Mysterious Fever Kills Dozens Of Children In India

It could be a form of mosquito-borne viruses dengue or Japanese encephalitis, but it's not clear yet. Image Credit: Vitstudio/Shutterstock.com

At least 56 people, most of which are children, have died following a mysterious fever outbreak in Uttar Pradesh, a state located in Northern India. The yet-to-be-determined condition has symptoms including high fever, joint pains, headaches, dehydration, and nausea, as well some cases of rashes across upper and lower limbs.

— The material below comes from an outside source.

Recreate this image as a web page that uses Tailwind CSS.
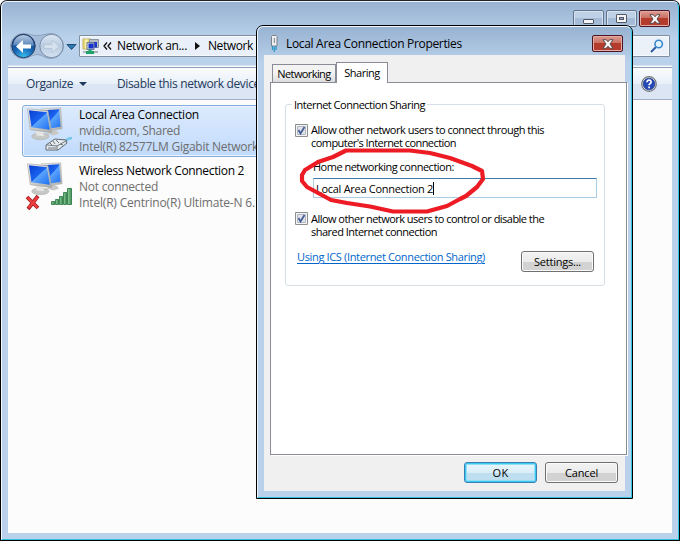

None of the people reporting these symptoms have tested positive for COVID-19 and in the six districts affected by the illness, physicians suspect the outbreak is caused by a particularly severe form of dengue fever. Bloodwork from some patients showing declining numbers of platelets supports this scenario. 

"The patients, especially children, in hospitals are dying very quickly," Dr Neeta Kulshrestha, the most senior health official of Firozabad district, told BBC News. Dr Kulsherestha has since been removed by the state Chief Minister Yogi Adityanath in what has been seen as a move to deal more immediately with the virus spread. A team of 11 specialist doctors has been sent to Firozabad along with medicines and other necessities. 

Dengue fever is a viral disease spread by mosquitos found in the tropical and subtropical regions across the world, mostly in cities. There are four types of dengue virus, which means that an individual can be infected four times. Most cases are mild but it is possible for the virus to cause acute symptoms, which can be flu-like. Like the flu, this can be lethal, especially without proper medical care

Modeling from the World Health Organization estimates around 390 million dengue virus infections worldwide. One in ten people at risk from the disease becomes infected every year. The number of infections and deaths have been massively increasing in the last several decades, growing four-fold between 2000 and 2015 when 4,032 people died of the disease.

The other possibility, Japanese encephalitis, is also carried by mosquitos. The WHO estimates 68,00 clinical cases every year and is the main cause of viral encephalitis in several Asian countries. In general, this disease is rare but it has a high case-fatality ratio. Almost one-in-three people that contract the virus dies.

For both conditions, there is no known cure, but there are safe and effective vaccines that can prevent Japanese encephalitis. Tests and samples are being carried out to work out if either of these viruses or other causes are behind the deadly outbreak.

Weakened and ineffective mosquito control programs as well as the rise of insecticide-resistant vectors are seen as reasons why certain diseases have seen a dramatic and often fatal surge in recent decades. Renewed investment is key to tackle diseases that could lead to fatal outbreaks like the one happening now.